:: MATERIAL FOR THIS EXERCISE ::

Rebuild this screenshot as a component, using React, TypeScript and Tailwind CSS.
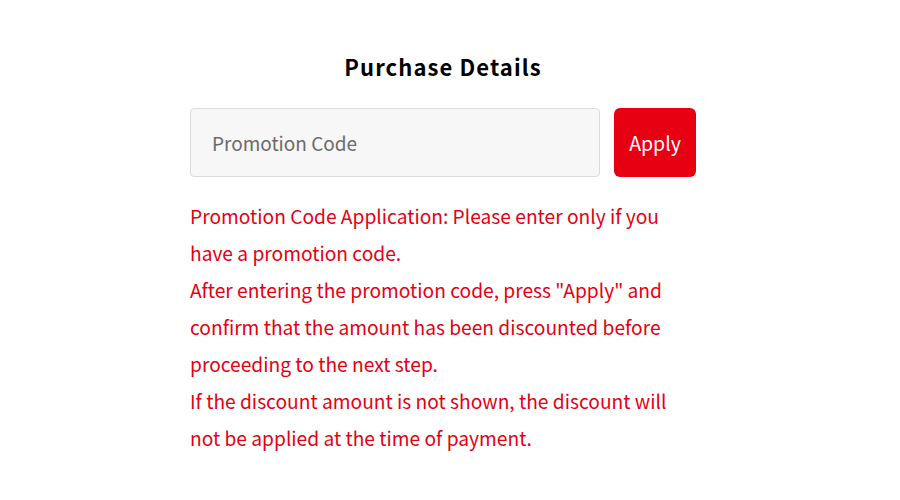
export default function App() {
  return (
    <div className="min-h-[500px] bg-white" style={{ fontFamily: '"Noto Sans CJK JP", "Noto Sans", sans-serif' }}>
      <div className="ml-[190px] w-[506px] pt-[50px]">
        <h2 className="text-center text-[22px] font-bold leading-[32px] tracking-[0.05em] text-black">Purchase Details</h2>
        <div className="mt-[26px] flex gap-[14px]">
          <input
            type="text"
            placeholder="Promotion Code"
            className="h-[69px] w-[410px] rounded-[4px] border-[1.5px] border-[#dcdcdc] bg-[#f7f7f7] px-[21px] text-[19px] text-[#333] placeholder:text-[#6b6b6b] outline-none"
          />
          <button type="button" className="h-[69px] w-[82px] rounded-[6px] bg-[#e60012] text-[19.5px] text-white">Apply</button>
        </div>
        <div className="mt-[21px] w-[485px] text-[19.2px] leading-[37px] text-[#e60012]">
          <p>Promotion Code Application: Please enter only if you have a promotion code.</p>
          <p>After entering the promotion code, press "Apply" and confirm that the amount has been discounted before proceeding to the next step.</p>
          <p>If the discount amount is not shown, the discount will not be applied at the time of payment.</p>
        </div>
      </div>
    </div>
  );
}
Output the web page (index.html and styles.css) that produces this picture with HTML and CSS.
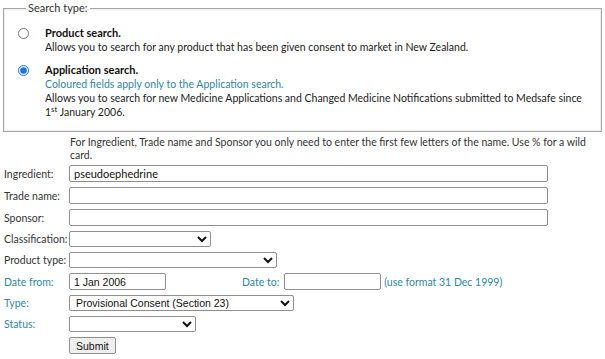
FILE: index.html
```html
<!DOCTYPE html>
<html>
<head>
	<title>Medsafe Product/Application Search</title>
	<link rel="stylesheet" href="styles.css">
</head>
<body>
<div class="page">

	<!--========== SEARCH TYPE ==========-->
	<fieldset class="search__type">
		<legend>Search type:</legend>

		<div class="type__option">
			<input type="radio" name="stype" class="type__radio">
			<div class="type__text">
				<b>Product search.</b><br>
				Allows you to search for any product that has been given consent to market in New Zealand.
			</div>
		</div>

		<div class="type__option">
			<input type="radio" name="stype" class="type__radio" checked>
			<div class="type__text">
				<b>Application search.</b><br>
				<span class="teal">Coloured fields apply only to the Application search.</span><br>
				Allows you to search for new Medicine Applications and Changed Medicine Notifications submitted to Medsafe since<br>
				1<sup>st</sup> January 2006.
			</div>
		</div>
	</fieldset>

	<!--========== SEARCH FORM ==========-->
	<form class="search__form" action="javascript:void(0);">
		<p class="form__intro">For Ingredient, Trade name and Sponsor you only need to enter the first few letters of the name. Use % for a wild card.</p>

		<div class="form__grid">
			<label>Ingredient:</label>
			<div><input type="text" class="text__input" value="pseudoephedrine"></div>

			<label>Trade name:</label>
			<div><input type="text" class="text__input"></div>

			<label>Sponsor:</label>
			<div><input type="text" class="text__input"></div>

			<label>Classification:</label>
			<div><select class="sel sel__class"><option></option></select></div>

			<label>Product type:</label>
			<div><select class="sel sel__ptype"><option></option></select></div>

			<label class="teal">Date from:</label>
			<div class="date__row">
				<input type="text" class="date__input" value="1 Jan 2006">
				<label class="teal date__to">Date to:</label>
				<input type="text" class="date__input">
				<span class="teal date__hint">(use format 31 Dec 1999)</span>
			</div>

			<label class="teal">Type:</label>
			<div><select class="sel sel__type"><option>Provisional Consent (Section 23)</option></select></div>

			<label class="teal">Status:</label>
			<div><select class="sel sel__status"><option></option></select></div>

			<span></span>
			<div><input type="submit" value="Submit" class="btn__submit"></div>
		</div>
	</form>

</div>
</body>
</html>
```

FILE: styles.css
```css
*{
	box-sizing: border-box;
}

body{
	margin: 0;
	background-color: #fff;
	color: #222;
	font-family: Lato, "Open Sans", sans-serif;
	font-size: 10.5px;
}

.page{
	padding: 0 3px;
}

.teal{
	color: #2f86a0;
}

/*========= SEARCH TYPE BOX =========*/
.search__type{
	margin: 1px 0 0 0;
	padding: 11px 6px 12px 14px;
	border: 1px solid #a6a6a6;
	box-shadow: inset 0 0 0 1px #eee;
}

.search__type legend{
	padding: 0 2px;
	margin-left: 8px;
	color: #333;
	line-height: 14px;
	font-size: 11px;
}

.type__option{
	display: flex;
	align-items: flex-start;
	margin-bottom: 9px;
}

.type__option:last-child{
	margin-bottom: 0;
}

.type__radio{
	margin: 2px 16px 0 0;
	width: 11px;
	height: 11px;
	accent-color: #1a73e8;
}

.type__text{
	line-height: 14px;
}

.type__text b{
	color: #111;
	font-size: 11px;
}

.type__text sup{
	font-size: 8px;
	line-height: 0;
	vertical-align: 4px;
}

/*========= FORM =========*/
.form__intro{
	margin: 4px 0 3px 67px;
	line-height: 13px;
	padding-right: 6px;
	color: #333;
}

.form__grid{
	display: grid;
	grid-template-columns: 66px 1fr;
	row-gap: 5px;
	align-items: center;
}

.form__grid label{
	padding-left: 1px;
	color: #333;
	white-space: nowrap;
}

.form__grid label.teal{
	color: #2f86a0;
}

.text__input{
	display: block;
	width: 479px;
	height: 17px;
	padding: 0 4px;
	border: 1px solid #8f8f8f;
	border-radius: 2px;
	font-family: Lato, "Open Sans", sans-serif;
	font-size: 11px;
	color: #111;
}

.sel{
	display: block;
	height: 16px;
	padding: 0 2px;
	border: 1px solid #8f8f8f;
	border-radius: 2px;
	background: #fff;
	font-family: "Liberation Sans", Arial, sans-serif;
	font-size: 10.5px;
	color: #111;
}

.sel__class{ width: 142px; }
.sel__ptype{ width: 208px; }
.sel__type{ width: 225px; }
.sel__status{ width: 127px; }

.date__row{
	display: flex;
	align-items: center;
}

.date__input{
	width: 97px;
	height: 17px;
	padding: 0 4px;
	border: 1px solid #8f8f8f;
	border-radius: 2px;
	font-family: "Liberation Sans", Arial, sans-serif;
	font-size: 10.5px;
	color: #111;
}

.form__grid .date__to{
	margin-left: 76px;
	margin-right: 5px;
	padding-left: 0;
}

.date__hint{
	margin-left: 3px;
}

.btn__submit{
	height: 17px;
	padding: 0 6px;
	border: 1px solid #8f8f8f;
	border-radius: 2px;
	background-color: #efefef;
	font-family: "Liberation Sans", Arial, sans-serif;
	font-size: 10.5px;
	color: #111;
}
```
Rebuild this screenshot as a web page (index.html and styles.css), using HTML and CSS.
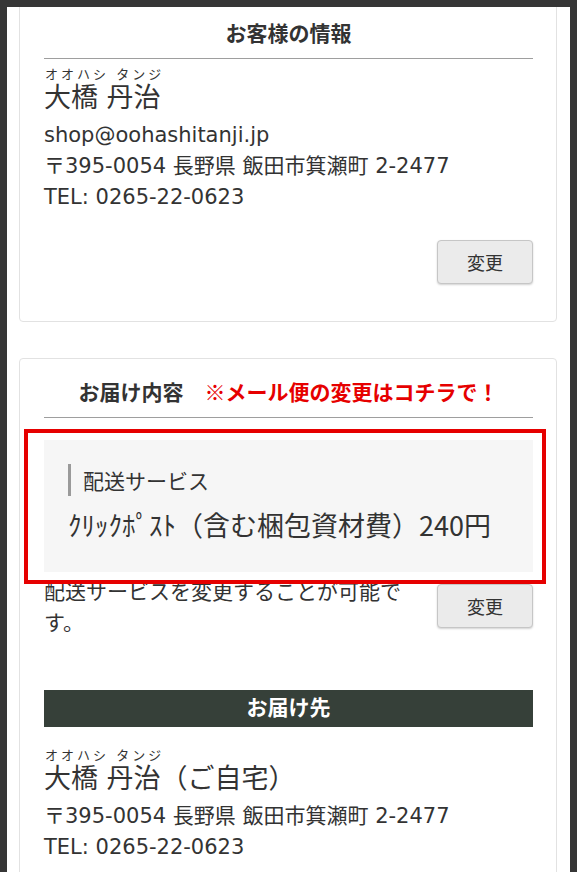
FILE: index.html
```html
<!DOCTYPE html>
<html lang="ja">
<head>
<meta charset="utf-8">
<title>ご注文内容の確認</title>
<link rel="stylesheet" href="styles.css">
</head>
<body>
<div class="viewer">
  <div class="panel">
    <section class="card card-first">
      <h2 class="card-title">お客様の情報</h2>
      <div class="person">
        <div class="kana">オオハシ タンジ</div>
        <div class="name">大橋 丹治</div>
        <div class="lines">
          <p class="line">shop@oohashitanji.jp</p>
          <p class="line">〒395-0054 長野県 飯田市箕瀬町 2-2477</p>
          <p class="line">TEL: 0265-22-0623</p>
        </div>
      </div>
      <div class="actions"><button class="btn" type="button">変更</button></div>
    </section>

    <section class="card card-second">
      <h2 class="card-title">お届け内容　<span class="notice">※メール便の変更はコチラで！</span></h2>
      <div class="service">
        <div class="service-label">配送サービス</div>
        <div class="service-value">ｸﾘｯｸﾎﾟｽﾄ（含む梱包資材費）240円</div>
        <div class="highlight"></div>
      </div>
      <div class="change-row">
        <p class="change-text">配送サービスを変更することが可能です。</p>
        <button class="btn" type="button">変更</button>
      </div>
      <h3 class="bar">お届け先</h3>
      <div class="person person-dest">
        <div class="kana">オオハシ タンジ</div>
        <div class="name">大橋 丹治（ご自宅）</div>
        <div class="lines">
          <p class="line">〒395-0054 長野県 飯田市箕瀬町 2-2477</p>
          <p class="line">TEL: 0265-22-0623</p>
        </div>
      </div>
    </section>
  </div>
</div>
</body>
</html>
```

FILE: styles.css
```css
* { box-sizing: border-box; }

html, body {
  margin: 0;
  padding: 0;
  height: 100%;
}

body {
  background: #363636;
  color: #333;
  font-family: "DejaVu Sans", "Noto Sans CJK JP", sans-serif;
  font-size: 21px;
  overflow: hidden;
}

.viewer {
  height: 100vh;
  padding: 7px 7px 0 7px;
}

.panel {
  background: #fff;
  height: 100%;
  padding: 0 13px 0 12px;
  overflow: hidden;
  display: flow-root;
}

.card {
  background: #fff;
  border: 1px solid #e2e2e2;
  border-radius: 4px;
  padding: 19px 23px 37px 24px;
}

.card-first { margin-top: -8px; }
.card-second { margin-top: 36px; }

.card-title {
  margin: 0;
  font-family: "Noto Sans CJK JP", sans-serif;
  font-size: 21px;
  font-weight: 700;
  line-height: 27px;
  text-align: center;
  color: #333;
  padding-bottom: 12px;
  border-bottom: 1px solid #9e9e9e;
}

.notice { color: #e60000; }

.person { margin-top: 8px; }

.kana {
  font-size: 13px;
  line-height: 16px;
  letter-spacing: 3px;
  padding-left: 1px;
}

.name {
  margin-top: 2px;
  font-size: 27px;
  line-height: 26px;
}

.lines { margin-top: 9px; }

.line {
  margin: 0;
  line-height: 31px;
}

.actions {
  display: flex;
  justify-content: flex-end;
  margin-top: 27px;
}

.btn {
  width: 96px;
  height: 44px;
  background: #ebebeb;
  border: 1px solid #c6c6c6;
  border-radius: 4px;
  box-shadow: 0 1px 2px rgba(0, 0, 0, 0.18);
  font-family: "Noto Sans CJK JP", sans-serif;
  font-size: 18px;
  color: #333;
  padding: 0;
  flex: none;
}

.service {
  position: relative;
  margin-top: 22px;
  background: #f6f6f6;
  padding: 24px 24px 28px 24px;
}

.service-label {
  border-left: 3px solid #9a9a9a;
  padding-left: 12px;
  line-height: 32px;
  font-family: "Noto Sans CJK JP", sans-serif;
}

.service-value {
  margin-top: 11px;
  font-size: 27px;
  line-height: 36px;
  padding-bottom: 1px;
  font-family: "Noto Sans CJK JP", "DejaVu Sans", sans-serif;
}

.highlight {
  position: absolute;
  top: -11px;
  right: -13px;
  bottom: -12px;
  left: -20px;
  border: 4px solid #e60000;
  z-index: 2;
  pointer-events: none;
}

.change-row {
  display: flex;
  align-items: center;
  gap: 23px;
  margin-top: 3px;
}

.change-text {
  flex: 1;
  margin: 0;
  line-height: 31px;
  font-family: "Noto Sans CJK JP", sans-serif;
}

.bar {
  margin: 53px 0 0 0;
  background: #364039;
  color: #fff;
  font-family: "Noto Sans CJK JP", sans-serif;
  font-size: 21px;
  font-weight: 700;
  line-height: 33px;
  padding-bottom: 4px;
  text-align: center;
}

.person-dest { margin-top: 21px; }
```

:::

_YOUR GOAL_
Scan the listing above and copy all lines containing the word "screenshot".

_SOLUTION FOR THIS TASK_
Rebuild this screenshot as a component, using React, TypeScript and Tailwind CSS.
Rebuild this screenshot as a web page (index.html and styles.css), using HTML and CSS.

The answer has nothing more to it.